I then systematically searched the Library of Congress for authority headings. This was done with a script called search.pl. Given the table created in the previous step, this script looped through each authority, did a rudimentary search for a valid entry, and output an updated version of the table. This script was a bit “tricky”.❦ It first searched the Library of Congress by looking for the value of MARC 1xx$a. If no records were found, then no updating was done and processing continued. If one record was found, then the Library of Congress identifier was saved to the output and processing continued. If many records were found, then a more limiting search was done by adding a date value extracted from MARC 1xx$d. Depending on the second search result, the output was updated (or not), and processing continued. Out of original 18,000 “invalid” records, about 50% of them were identified with no (zero) Library of Congress records, about 30% were associated with multiple headings, and the remaining 20% (approximately 3,600 records) were identified with one and only one Library of Congress authority record.
I now had a list of 3,600 “valid” authority records, and I needed to download them. This was done with a script called harvest.pl. This script is really a wrapper around a program called GNU Wget. Given my updated table, the script looped through each row, and if it contained a URL pointing to a Library of Congress authority record, then the record was cached to the file system. Since the downloaded records were formatted as MARCXML, I then needed to transform them into MARC21. This was done with a pair of scripts: xml2marc.sh and xml2marc.pl. The former simply looped through each file in a directory, and the later did the actual transformation but along the way updated MARC 001 to the value of the local authority record.
Verify and merge
In order to allow myself as well as others to verify that correct records had been identified, I wrote another pair of programs: marc2compare.pl and compare2html.pl. Given two MARC files, marc2compare.pl created a list of identifiers, original authority values, proposed authority values, and URLs pointing to full descriptions of each. This list was intended to be poured into a spreadsheet for compare & contrast purposes. The second script, compare2html.pl, simply took the output of the first and transformed it into a simple HTML page making it easier for a librarian to evaluate correctness.
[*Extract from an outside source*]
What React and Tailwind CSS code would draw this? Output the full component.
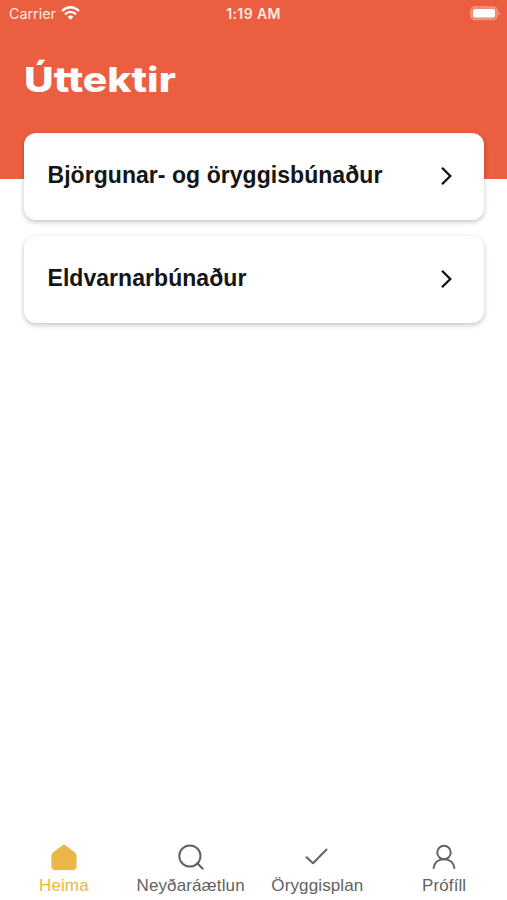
const cards = ['Björgunar- og öryggisbúnaður', 'Eldvarnarbúnaður'];

function HomeIcon() {
  return (
    <svg width="28" height="28" viewBox="0 0 28 28" fill="currentColor">
      <path d="M12.200 2.400Q14 1 15.800 2.400L24.400 9Q26.600 10.500 26.600 13V23Q26.600 26.900 22.700 26.900H5.300Q1.400 26.900 1.400 23V13Q1.400 10.500 3.600 9Z" />
    </svg>
  );
}

function SearchIcon() {
  return (
    <svg width="28" height="28" viewBox="0 0 28 28" fill="none" stroke="currentColor" strokeWidth="2" strokeLinecap="round">
      <circle cx="12.900" cy="13" r="10.600" />
      <path d="M20.300 20.300L25.700 25.700" />
    </svg>
  );
}

function CheckIcon() {
  return (
    <svg width="28" height="28" viewBox="0 0 28 28" fill="none" stroke="currentColor" strokeWidth="2" strokeLinecap="round" strokeLinejoin="round">
      <path d="M3.500 14.200L10 20.300L23.500 6.500" />
    </svg>
  );
}

function ProfileIcon() {
  return (
    <svg width="28" height="28" viewBox="0 0 28 28" fill="none" stroke="currentColor" strokeWidth="2" strokeLinecap="round">
      <circle cx="14" cy="9.500" r="6.700" />
      <path d="M3.700 25C4.300 19.700 8.300 16.200 14 16.200S23.700 19.700 24.300 25" />
    </svg>
  );
}

const tabs = [
  { label: 'Heima', Icon: HomeIcon, active: true },
  { label: 'Neyðaráætlun', Icon: SearchIcon },
  { label: 'Öryggisplan', Icon: CheckIcon },
  { label: 'Prófíll', Icon: ProfileIcon },
];

function StatusBar() {
  return (
    <div className="grid h-7 grid-cols-3 items-center font-['Inter',sans-serif] leading-none text-[#ffe9e0]">
      <div className="flex items-center gap-[5px] pl-[9px]">
        <span className="text-[14.300px]">Carrier</span>
        <svg className="-mt-0.5" width="19" height="14" viewBox="0 0 19 14" fill="none" stroke="#fff" strokeWidth="2.300">
          <path d="M1 5Q9.500-2.600 18 5" />
          <path d="M4 8.400Q9.500 3.400 15 8.400" />
          <path d="M6.600 10.800Q9.500 8.400 12.400 10.800L9.500 13.800Z" fill="#fff" stroke="none" />
        </svg>
      </div>
      <span className="text-center text-[14px] font-semibold tracking-[0.400px]">1:19 AM</span>
      <svg className="-mt-0.5 mr-1.5 justify-self-end" width="31" height="15" viewBox="0 0 31 15">
        <rect x="0.700" y="0.700" width="26.500" height="13" rx="4" fill="#f08a70" stroke="#f39a83" />
        <rect x="3" y="3" width="22" height="8.500" rx="2" fill="#fff" />
        <path d="M28.500 5Q31.500 7.200 28.500 9.500Z" fill="#f39a83" />
      </svg>
    </div>
  );
}

export default function App() {
  return (
    <div className="flex h-[900px] w-full flex-col overflow-hidden bg-white font-['Liberation_Sans',Arial,sans-serif]">
      <header className="h-[179px] shrink-0 bg-[#eb5e40]">
        <StatusBar />
        <h1 className="mt-[31px] ml-6 w-max origin-left scale-x-[1.2] font-['Inter',sans-serif] text-[34px] leading-[42px] font-extrabold text-white">
          Úttektir
        </h1>
      </header>
      <main className="relative -mt-[46px] flex grow flex-col gap-4 pr-[23px] pl-6">
        {cards.map((title) => (
          <button key={title} className="flex h-[87px] items-center justify-between rounded-xl bg-white pr-[26px] pb-0.5 pl-[23.500px] text-left shadow-[0_2px_5px_rgba(0,0,0,0.24)]">
            <span className="text-[23px] font-bold tracking-[0.050px] text-[#151515]">{title}</span>
            <svg width="24" height="24" viewBox="0 0 24 24" fill="none" stroke="#111" strokeWidth="2.300">
              <path d="M8 3.700L16.300 12L8 20.300" />
            </svg>
          </button>
        ))}
      </main>
      <nav className="grid h-[57px] shrink-0 grid-cols-4 text-[#626262]">
        {tabs.map(({ label, Icon, active }) => (
          <a key={label} className={active ? 'flex flex-col items-center pl-px text-[#ebb64a]' : 'flex flex-col items-center pl-px'}>
            <Icon />
            <span className="text-[17px] leading-[29px] tracking-[0.120px] whitespace-nowrap">{label}</span>
          </a>
        ))}
      </nav>
    </div>
  );
}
Assuming the 3,600 records were correct, the next step was to merge/overlay the old records with the new records. This was a two-step process. The first step was accomplished with a script called rename.pl. Given two MARC files, rename.pl first looped through the set of new authorities saving each identifier to memory. It then looped through the original set of authorities looking for records to update. When records to update were found, each was marked for deletion by prefixing MARC 001 with “x-“. The second step employed MarcEdit to actually merge the set of new authorities with the original authorities. Consequently, the authority file increased in size by 3,600 records. It was then up to other people to load the authorities into Koka, re-evaluate the authorities for correctness, and if everything was okay, then delete each authority record prefixed with “x-“.
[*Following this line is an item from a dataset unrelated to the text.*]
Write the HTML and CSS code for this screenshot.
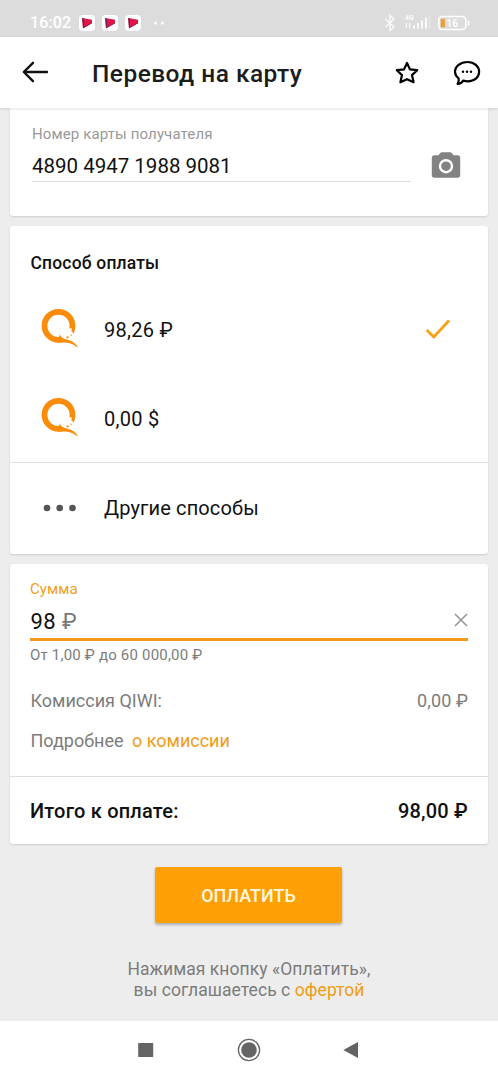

Summary and possible next steps
In summary, this is how things happened. I:
- got a complete dump of original authority 123,329 records
- extracted 17,593 “invalid” records
- searched LOC for “valid” records and found 3,627 of them
- harvested the found records
- prefixed the 3,627 001 fields in the original file with “x-“
- merged the original authority records with the harvested records
- made the new set of 126,956 updated records available
There were many possible next steps. One possibility was to repeat the entire process but with an enhanced search algorithm. This could be difficult considering the fact that searches using merely the value of 1xx$a returned zero hits for half of the working data. A second possibility was to identify authoritative records from a different system such as VIAF or Worldcat. Even if this was successful, I wonder how possible it would have been to actually download authority records as MARC. A third possibility was to write a sort of disambiguation program allowing librarians to choose from a set of records. This could have been accomplished by searching for authorities, presenting possibilities, allowing librarians to make selections via an HTML form, caching the selections, and finally, batch updating the master authority list. Here at the Academy we denoted the last possibility as the “cool” one.
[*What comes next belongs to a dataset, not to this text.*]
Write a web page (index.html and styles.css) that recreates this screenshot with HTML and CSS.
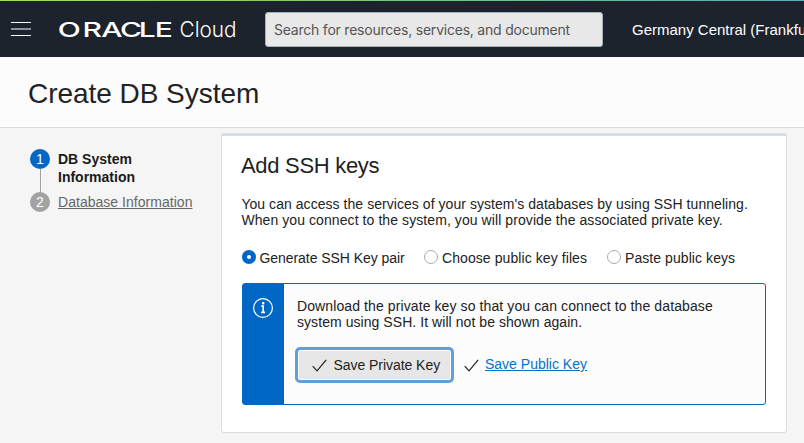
FILE: index.html
```html
<!DOCTYPE html>
<html lang="en">
<head>
<meta charset="utf-8">
<title>Create DB System</title>
<link rel="stylesheet" href="styles.css">
</head>
<body>
<header class="topbar">
  <button class="menu" aria-label="Menu"><span></span><span></span><span></span></button>
  <svg class="logo" width="180" height="24" viewBox="0 0 180 24" role="img">
    <text class="logo-brand" transform="scale(1.5 1)" x="-0.9 15.6 28.1 40.7 53.2 63.8" y="19">ORACLE</text>
    <text class="logo-cloud" x="120.6" y="19.4" textLength="57" lengthAdjust="spacingAndGlyphs">Cloud</text>
  </svg>
  <div class="search">Search for resources, services, and document</div>
  <div class="region">Germany Central (Frankfurt)</div>
</header>
<div class="titlebar"><h1>Create DB System</h1></div>
<main class="layout">
  <ol class="steps">
    <li class="step active"><span class="dot">1</span><span class="step-label">DB System<br>Information</span></li>
    <li class="step"><span class="dot">2</span><a class="step-label">Database Information</a></li>
  </ol>
  <section class="card">
    <h2>Add SSH keys</h2>
    <p class="intro">You can access the services of your system's databases by using SSH tunneling.<br><span class="intro-end">When you connect to the system, you will provide the associated private key.</span></p>
    <div class="radios">
      <label class="radio r1"><i class="on"></i><span>Generate SSH Key pair</span></label>
      <label class="radio r2"><i></i><span>Choose public key files</span></label>
      <label class="radio r3"><i></i><span>Paste public keys</span></label>
    </div>
    <div class="notice">
      <div class="notice-side">
        <svg width="20" height="20" viewBox="0 0 20 20" fill="none" stroke="#fff"><circle cx="10" cy="10" r="9.4" stroke-width="1.2"/><path d="M8.3 8.1H10.2V14.8M8.1 14.4H12.1" stroke-width="1.6"/><path d="M10.2 4V6.4" stroke-width="2.2"/></svg>
      </div>
      <div class="notice-body">
        <p>Download the private key so that you can connect to the database<br><span class="notice-end">system using SSH. It will not be shown again.</span></p>
        <div class="actions">
          <button class="save"><svg class="check" width="15" height="13" viewBox="0 0 15 13"><path d="M.7 7.2 5 11.8 14.2.8"/></svg><span>Save Private Key</span></button>
          <svg class="check second" width="15" height="13" viewBox="0 0 15 13"><path d="M.7 7.2 5 11.8 14.2.8"/></svg>
          <a class="link">Save Public Key</a>
        </div>
      </div>
    </div>
  </section>
</main>
</body>
</html>
```
FILE: styles.css
```css
* { box-sizing: border-box; }
body {
  margin: 0;
  height: 443px;
  overflow: hidden;
  background: #f5f5f5;
  color: #222;
  font: 14px/16px "Liberation Sans", Arial, sans-serif;
}
h1, h2, p, ol { margin: 0; padding: 0; font-weight: 400; }
button { font: inherit; color: inherit; border: 0; padding: 0; }
.topbar {
  display: flex;
  height: 57px;
  padding-top: 1px;
  background: linear-gradient(90deg, #a0e35c, #7fd06f 35%, #68bd96 70%, #5aa9bd) top / 100% 1px no-repeat #1c232c;
  white-space: nowrap;
}
.menu {
  flex: none;
  display: flex;
  flex-direction: column;
  gap: 6px;
  width: 20px;
  margin: 21px 28px 0 11px;
  background: none;
}
.menu span { height: 1px; background: #fff; }
.menu span:nth-child(2) { height: 2px; margin: -1px 0 0; background: #8e9194; }
.menu span:nth-child(3) { margin-top: -1px; }
.logo { flex: none; margin-top: 17px; overflow: visible; }
.logo text { fill: #fff; }
.logo-brand { font: 500 20px Inter, sans-serif; }
.logo-cloud { font: 300 22px Inter, sans-serif; }
.search {
  flex: none;
  width: 338px;
  height: 35px;
  margin: 11px 29px 0 26px;
  padding-left: 8px;
  border: 1px solid #a3b1b8;
  border-radius: 3px;
  background: #e8e8e8;
  color: #555;
  font: 14px/34px Inter, sans-serif;
  letter-spacing: -.22px;
}
.region { flex: none; color: #fff; font-size: 15px; line-height: 58px; }
.titlebar { height: 71px; border-bottom: 1px solid #ddd; background: #fcfcfc; }
h1 { padding: 20px 0 0 28px; font-size: 28px; line-height: 34px; letter-spacing: -.04px; }
.layout { display: flex; }
.steps { flex: none; width: 221px; padding: 21px 0 0 30px; list-style: none; }
.step { position: relative; display: flex; gap: 8px; height: 43px; }
.step.active::before {
  content: "";
  position: absolute;
  left: 10px;
  top: 20px;
  width: 1px;
  height: 23px;
  background: #a2a2a2;
}
.dot {
  width: 20px;
  height: 20px;
  border-radius: 50%;
  background: #a2a2a2;
  color: #fff;
  line-height: 20px;
  text-align: center;
}
.active .dot { background: #0067c5; }
.step-label { margin-top: 1px; line-height: 18px; color: #666; letter-spacing: .03px; text-decoration: underline; text-underline-offset: 1px; white-space: nowrap; }
.active .step-label { color: #1a1a1a; font-weight: 700; letter-spacing: 0; text-decoration: none; }
.card {
  width: 566px;
  height: 300px;
  margin-top: 5px;
  padding: 17px 19px 0;
  border: 1px solid #d9dde0;
  border-top: 3px solid #d9dde0;
  border-radius: 3px;
  background: #fff;
  white-space: nowrap;
}
h2 { font-size: 22px; line-height: 26px; letter-spacing: -.3px; }
.intro { margin-top: 17px; padding-left: .4px; letter-spacing: .05px; }
.intro-end { letter-spacing: .08px; }
.radios { display: flex; height: 18px; margin-top: 21px; padding-left: 1px; }
.radio { display: flex; align-items: center; gap: 4px; }
.radio i { width: 14px; height: 14px; margin-top: -2px; border: 1px solid #a6abb8; border-radius: 50%; background: #fff; }
.radio i.on { border: 5px solid #0067c5; }
.r1 { width: 182px; gap: 3.5px; letter-spacing: -.06px; }
.r2 { width: 183px; letter-spacing: .08px; }
.r3 { letter-spacing: .07px; }
.notice { display: flex; width: 524px; height: 122px; margin: 16px 0 0 1px; border: 1px solid #0067c5; border-radius: 3px; background: #fcfcfc; }
.notice-side { width: 41px; padding: 14px 0 0 10px; background: #0067c5; }
.notice-body { padding: 14px 0 0 13px; letter-spacing: .1px; }
.notice-end { letter-spacing: .06px; }
.actions { display: flex; margin: 17px 0 0 -2px; letter-spacing: 0; }
.save {
  display: flex;
  align-items: center;
  gap: 6.5px;
  width: 159px;
  height: 36px;
  padding-left: 14px;
  border: 3px solid #629fda;
  border-radius: 5px;
  background: #e6e6e6;
  box-shadow: inset 0 0 0 1px #fff;
  letter-spacing: -.05px;
}
.check { fill: none; stroke: #222; stroke-width: 1.2; }
.second { margin: 12px 6px 0 10px; }
.link { margin-top: 9px; color: #0572c8; text-decoration: underline; text-underline-offset: 1px; }
```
Now here’s an interesting way to look at the whole thing. This process took me about two weeks worth of work, and in that two weeks I processed 18,000 authority records. That comes out to 9,000 records/week. There are 40 hours in work week, and consequently, I processed 225 records/hour. Each hour is made up of 60 minutes, and therefore I processed approximately 4 records/minute, and that is 1 record every fifteen seconds for the last two weeks. Wow!?
Finally, I’d like to thank the Academy (with all puns intended). Sebastian, his colleagues, and especially my office mate (Kristine Iara) were all very supportive throughout my visit. They provided intellectual stimulation and something to do while I contemplated my navel during the “adventure”.
† Strictly speaking, my adventure was not a sabbatical nor a leave of absence because: 1) as a librarian I was not authorized to take a sabbatical, and 2) I did not have any healthcare issues. Instead, after bits of negotiation, my contract was temporarily changed from full-time faculty to adjunct faculty, and I worked for my employer 20% of the time. The other 80% of time was spent on my “adventure”. And please don’t get me wrong, this whole thing was a wonderful opportunity for which I will be eternally grateful. “Thank you!”
‡ During our overlapping times there in Rome, Terry & I played tourist which included the Colosseum, a happenstance mass at the Pantheon, a Palm Sunday Mass in St. Peter’s Square with tickets generously given to us by Joy Nelson of ByWater Solutions, and a day-trip to Florence. Along the way we discussed librarianship, open source software, academia, and life in general. A good time was had by all.
❧ Ironically, Sebastian & I were colleagues during the dot-com boom when we both worked at North Caroline State University. The world of librarianship is small.
❦ This script — search.pl — was really a wrapper around an application called curl, and thanks go to Jeff Young of OCLC who pointed me to the ATOM interface of the LC Linked Data Service. Without Jeff’s helpful advice, I would have wrestled with OCLC’s various authentication systems and Web Service interfaces.
❀ Actually, I skipped a step in this narrative. Specifically, there are some records in the authority file that were not expected to be touched, even if they are “invalid”. This set of records was associated with a specific call number pattern. Two scripts (fu-extract.pl and fu-remove.pl) did the work. The first extracted a list of identifiers not to touch and the second removed them from my table of candidates to validate.